I didn’t have the space to explore it in this note, but in addition to being “macro calls” in the traditional sense, our portfolios roll up into “macro calls” on geopolitical relationships and the stability/metastability of our social and economic systems as well.
The special sunglasses prop from the film made me think about a modern application of the concept. If you’ve seen the recent Netflix Fyre documentary, or the recent interview of Tim Pool on the Rogan podcast (https://www.youtube.com/watch?v=6RJgFVbCx4Q) or seen the clickfarm episode on ‘Silicon Valley’, I am going to use these as modern examples of the ‘sunglasses’.
To summarize, old media had a revenue model, or a couple of them anyways, that were well understood and we could all basically wear one or two pairs of different sunglasses to see what the hell was going on behind the scenes (ie why cigarette companies in the 50’s hired doctors to promote Camels). As social media has become the dominant method of narrative construction, complexity increases in orders of magnitude.
Someone asked me “what does the common knowledge game say about digital media making up users?”. I don’t know. It says something. It was a long time ago when Youtube was sued by advertisers for allowing/facilitating fake views of embedded ads on music videos. Mainstream media has talked about Twitter bots for what has seemed like an eternity. So it would be on the ET NLP map somewhere. But listen to what Pool is saying… There are so many more methods, techniques and ways to QUICKLY and CHEAPLY create false narrative today than there ever have been. There are LOTS of pairs of sunglasses, but each pair only lets you see certain things behind the curtain. And if your sunglasses happen to be super fancy, and can illuminate multiple spectrums of narrative, by tomorrow something else will come along and render them obsolete. But in the meantime you have a false sense of confidence in your vision because Fancy Sunglasses.
Tribalism further exacerbates this. Tribal language and terms often have different meanings outside of that tribe. There are lots of tribal little 4chan groups that even make up fake signs and symbols to ‘troll’ the mainstream in the confusing obfuscating language and culture wars we find ourselves in.
If there’s anything that seems certain is that the ‘right thinking’ and ‘right acting’ missionaries of social interaction (nudging state, oligarchy, MsM) have never had such a dynamic minefield through which to wade, and the old missionaries are being replaced with new ones that have a more diffuse set of narratives to push than the old regime. Markets are (or should be) a marketplace for opinions. It’s hard to understand how the right thinking financial doctrines will be immune from the 4 dimensional abstraction game that is happening in the way that most of the population now communicates with each other. It’s hard to see how any of the previous ‘beliefs’ about markets will be valid.

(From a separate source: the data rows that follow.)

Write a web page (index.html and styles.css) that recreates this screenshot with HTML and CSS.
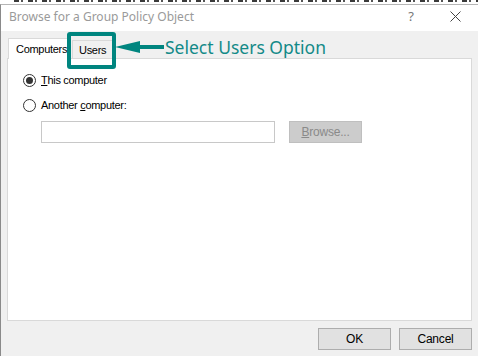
FILE: index.html
```html
<!DOCTYPE html>
<html lang="en">

<head>
    <meta charset="utf-8">
    <title>Browse for a Group Policy Object</title>
    <link rel="stylesheet" href="styles.css">
</head>

<body>

    <div class="bagved"></div>

    <div class="vindue">

        <header class="titel">
            <h1>Browse for a Group Policy Object</h1>
            <span class="hjaelp">?</span>
            <svg class="luk" width="11" height="11" viewBox="0 0 11 11">
                <path d="M0.5 0.5 L10.5 10.5 M10.5 0.5 L0.5 10.5" stroke="#444" stroke-width="1" fill="none" />
            </svg>
        </header>

        <main class="indhold">

            <nav class="faner">
                <button class="fane valgt">Computers</button>
                <button class="fane">Users</button>
            </nav>

            <section class="panel">
                <label class="valg">
                    <span class="radio markeret"></span>
                    <span><u>T</u>his computer</span>
                </label>
                <label class="valg">
                    <span class="radio"></span>
                    <span>Another <u>c</u>omputer:</span>
                </label>
                <div class="soeg">
                    <input type="text" class="felt">
                    <button class="knap slaaet-fra"><u>B</u>rowse...</button>
                </div>
            </section>

            <footer class="bund">
                <button class="knap">OK</button>
                <button class="knap">Cancel</button>
            </footer>

            <!-- markering lagt ovenpå skærmbilledet -->
            <div class="ramme"></div>
            <div class="note">
                <svg class="pil" width="50" height="14" viewBox="0 0 50 14">
                    <path d="M0 7 L25 1 L25 5 L49 5 L49 9 L25 9 L25 13 Z" fill="#00857f" />
                </svg>
                <span>Select Users Option</span>
            </div>

        </main>
    </div>

</body>

</html>
```

FILE: styles.css
```css
* {
    box-sizing: border-box;
}

body {
    margin: 0;
    width: 478px;
    height: 356px;
    overflow: hidden;
    background-color: #ffffff;
    font-family: 'Liberation Sans', Arial, sans-serif;
    font-size: 11px;
    letter-spacing: -0.3px;
    color: #000000;
}

/* rest af vinduet bagved, kun de nederste pixels af teksten ses */
.bagved {
    height: 4px;
    background-color: #ffffff;
    background-image: repeating-linear-gradient(90deg, #3a3a3a 0 5px, #ffffff 5px 7px, #555555 7px 9px, #ffffff 9px 14px);
    background-size: 620px 2px;
    background-position: 14px 0;
    background-repeat: no-repeat;
}

.vindue {
    height: 352px;
    border-left: 1px solid #8a8a8a;
    border-top: 1px solid #b5b5b5;
    display: flex;
    flex-direction: column;
}

.titel {
    height: 26px;
    background-color: #ffffff;
    display: flex;
    align-items: center;
    padding-left: 8px;
    padding-bottom: 4px;
    flex-shrink: 0;
    letter-spacing: 0;
}

h1 {
    margin: 0;
    font-family: 'Noto Sans', sans-serif;
    font-weight: normal;
    font-size: 12px;
    color: #9a9a9a;
    flex: 1;
}

.hjaelp {
    font-family: 'Noto Sans', sans-serif;
    font-size: 13px;
    color: #777777;
    margin-right: 36px;
}

.luk {
    margin-right: 17px;
}

.indhold {
    position: relative;
    flex: 1;
    background-color: #f0f0f0;
    padding: 6px 6px 0 6px;
}

.faner {
    display: flex;
    align-items: flex-end;
    height: 21px;
    padding-left: 1px;
}

.fane {
    font-family: 'Liberation Sans', Arial, sans-serif;
    font-size: 11px;
    letter-spacing: -0.3px;
    background-color: #f0f0f0;
    border: 1px solid #d9d9d9;
    border-bottom: none;
    height: 18px;
    padding: 0 6px;
    margin: 0;
    margin-left: 3px;
    color: #000000;
}

.valgt {
    background-color: #ffffff;
    height: 21px;
    margin-left: 0;
    margin-bottom: -1px;
    position: relative;
    width: 61px;
    padding: 0 0 0 7px;
    text-align: left;
}

.panel {
    height: 263px;
    width: 465px;
    background-color: #ffffff;
    border: 1px solid #d9d9d9;
    padding: 14px 0 0 15px;
}

.valg {
    display: flex;
    align-items: center;
    gap: 5px;
    height: 14px;
    margin-bottom: 11px;
}

.radio {
    width: 13px;
    height: 13px;
    border: 1px solid #333333;
    border-radius: 50%;
    background-color: #ffffff;
    display: flex;
    align-items: center;
    justify-content: center;
}

.markeret::after {
    content: "";
    width: 7px;
    height: 7px;
    border-radius: 50%;
    background-color: #333333;
}

.soeg {
    display: flex;
    gap: 14px;
    margin-left: 18px;
    margin-top: -2px;
}

.felt {
    width: 234px;
    height: 22px;
    border: 1px solid #c8c8c8;
    background-color: #ffffff;
    margin: 0;
}

.knap {
    width: 73px;
    height: 22px;
    font-family: 'Liberation Sans', Arial, sans-serif;
    font-size: 12px;
    letter-spacing: -0.2px;
    background-color: #e1e1e1;
    border: 1px solid #adadad;
    color: #000000;
    padding: 0;
    margin: 0;
}

.slaaet-fra {
    background-color: #cccccc;
    border-color: #bfbfbf;
    color: #8a8a8a;
}

.bund {
    display: flex;
    justify-content: flex-end;
    gap: 8px;
    padding-top: 7px;
    padding-right: 0;
}

.ramme {
    position: absolute;
    left: 66px;
    top: 1px;
    width: 49px;
    height: 37px;
    border: 4px solid #00857f;
    border-radius: 3px;
}

.note {
    position: absolute;
    left: 114px;
    top: 4px;
    display: flex;
    align-items: center;
    letter-spacing: 0;
}

.note span {
    font-family: 'Noto Sans', sans-serif;
    font-size: 17.5px;
    color: #138a88;
}
```
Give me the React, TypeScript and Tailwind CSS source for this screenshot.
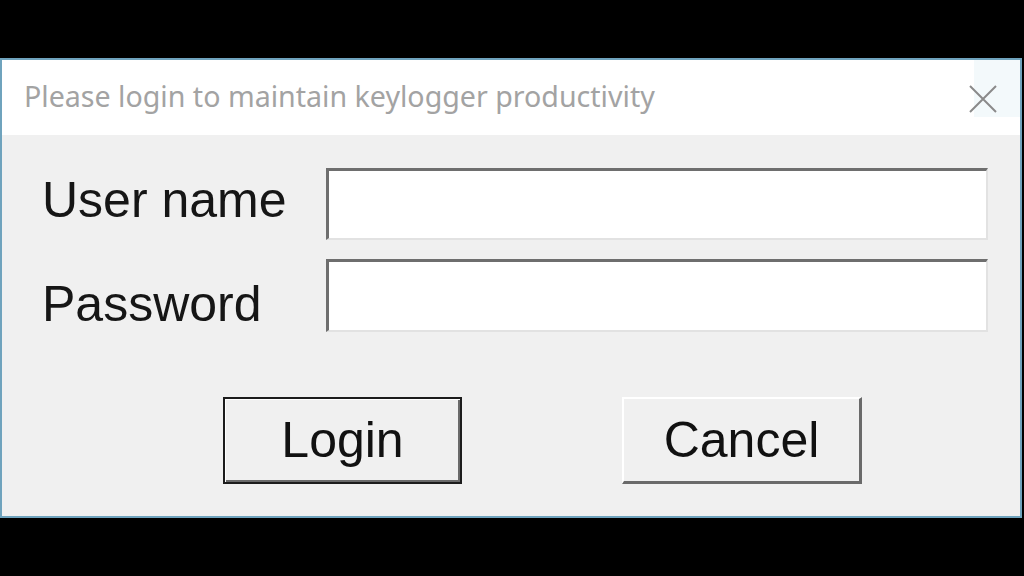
import React from "react";

export default function App() {
  return (
    <div className="w-[1024px] h-[576px] bg-black pt-[58px] overflow-hidden">
      <div className="w-[1022px] h-[460px] border-2 border-[#6fa3bd] flex flex-col">
        <div className="h-[75px] bg-white flex items-center justify-between pl-[22px] relative">
          <span
            className="text-[28.6px] text-[#a3a3a3] leading-none pb-[2px]"
            style={{ fontFamily: '"Noto Sans", "Open Sans", sans-serif' }}
          >
            Please login to maintain keylogger productivity
          </span>
          <div className="w-[46px] h-[57px] self-start bg-[#f3f9fb] flex items-start justify-start">
            <svg width="30" height="30" viewBox="0 0 30 30" className="-ml-[6px] mt-[24px]">
              <path d="M2 2 L28 28 M28 2 L2 28" stroke="#8a8a8a" strokeWidth="2" fill="none" />
            </svg>
          </div>
        </div>
        <div
          className="flex-1 bg-[#f0f0f0] flex flex-col pt-[33px] text-[#161616]"
          style={{ fontFamily: '"Liberation Sans", Arial, sans-serif' }}
        >
          <div className="flex items-center h-[72px]">
            <span className="w-[324px] pl-[40px] text-[50px] leading-none pb-[9px]">User name</span>
            <div className="w-[662px] h-[72px] bg-white border-t-[3px] border-l-[3px] border-t-[#6e6e6e] border-l-[#6e6e6e] border-b-2 border-r-2 border-b-[#e2e2e2] border-r-[#e2e2e2]" />
          </div>
          <div className="flex items-center h-[73px] mt-[19px]">
            <span className="w-[324px] pl-[40px] text-[50px] leading-none pt-[17px]">Password</span>
            <div className="w-[662px] h-[73px] bg-white border-t-[3px] border-l-[3px] border-t-[#6e6e6e] border-l-[#6e6e6e] border-b-2 border-r-2 border-b-[#e2e2e2] border-r-[#e2e2e2]" />
          </div>
          <div className="flex mt-[65px] pl-[221px] gap-[160px]">
            <button className="w-[239px] h-[87px] bg-[#f0f0f0] border-2 border-[#1c1c1c] shadow-[inset_1px_1px_0_#ffffff,inset_-2px_-2px_0_#6a6a6a] text-[50px] leading-none text-[#111111] flex items-center justify-center pb-[1px]">
              Login
            </button>
            <button className="w-[240px] h-[87px] bg-[#f0f0f0] border-t-2 border-l-2 border-t-white border-l-white border-b-[3px] border-r-[3px] border-b-[#6a6a6a] border-r-[#6a6a6a] text-[50px] leading-none text-[#111111] flex items-center justify-center pb-[1px]">
              Cancel
            </button>
          </div>
        </div>
      </div>
    </div>
  );
}
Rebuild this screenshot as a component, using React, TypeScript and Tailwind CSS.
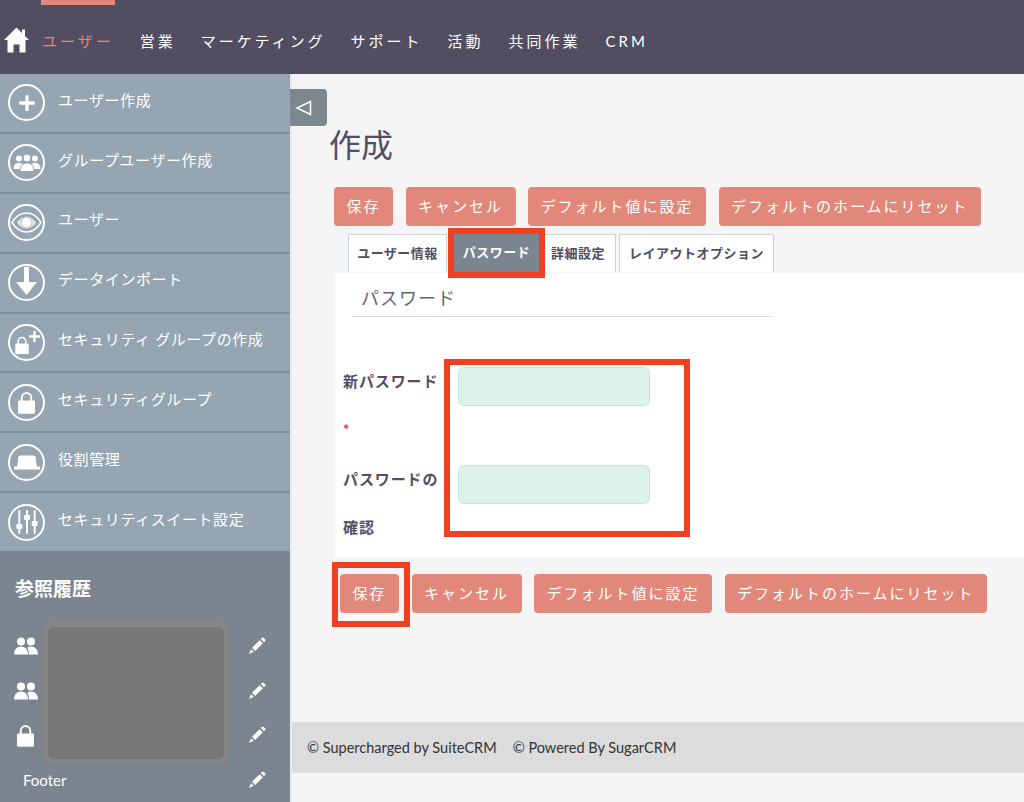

But maybe I am wearing the wrong tint on my sunglasses.
Thank you for the excellent insights. In addition to collectively kicking the can because we all know the alternative will be terrible (at least for now,) I would submit another reason the modern system (of theft and deception – let’s call a duck a duck!) has survived 600 years in the West, more or less intact.
The top elites have set thing up so they can’t lose. That is, they don’t totally depend on certain events or mass psychology unfolding a certain way, even if they have good confidence in their forecasts. If confidence in state money totally collapses, there will still be confidence in gold, silver, and now cryptocurrencies (possibly created to dilute the demand for precious metals and limit the extent of inflating away the debts.) As I mentioned before, it’s a matter of making multiple alliances, and surviving whichever party happens to win out. This would also explain why gold and silver (and especially cryptos) never quite die.
This also seems consistent with the top elites’ strategy in the political realm. Ultimately, you can argue it is the only way to survive the long game.
I love this as an extension of the metaphor used in the note. I don’t have anything especially profound to add, but I am totally on board with this idea of The Great Scattering–that is to say, the old-school MSM monopoly on Truth and The Accepted Continuum of Views having been completely and utterly shattered by the internet. The meteoric rise of MMT is a kind of case study in how “new media” took what was a relatively fringe economic idea and transformed it into a mainstream Narrative, despite the best efforts of the High Priests of Right Thinking Financial Doctrine. MMT has been out there for a while now in the more progressive corners of the internet, but it has exploded into the mainstream with speed that astonished even me (and I have expected MMT to gain real momentum for quite a while now).
I think your comment, and (I hope) my note pair well with Rusty’s Tanna Tavu series. If we can’t rely on the Special Sunglasses or similar tools to reliably spot Narrative in the wild, it’s all the more important to hold loosely to our convictions and relentlessly challenge our priors.
I’ve read about a lot of isms. The only one that I see that really ‘works’ is tireless self-promotionism. And it’s so sickeningly pervasive that when you see the opposite, it’s transcendental (almost never). MMT is tireless. There is no comfort there, just like watching the star quarterback and prom queen win again and again. Do we really want them to lose? Choose wisely.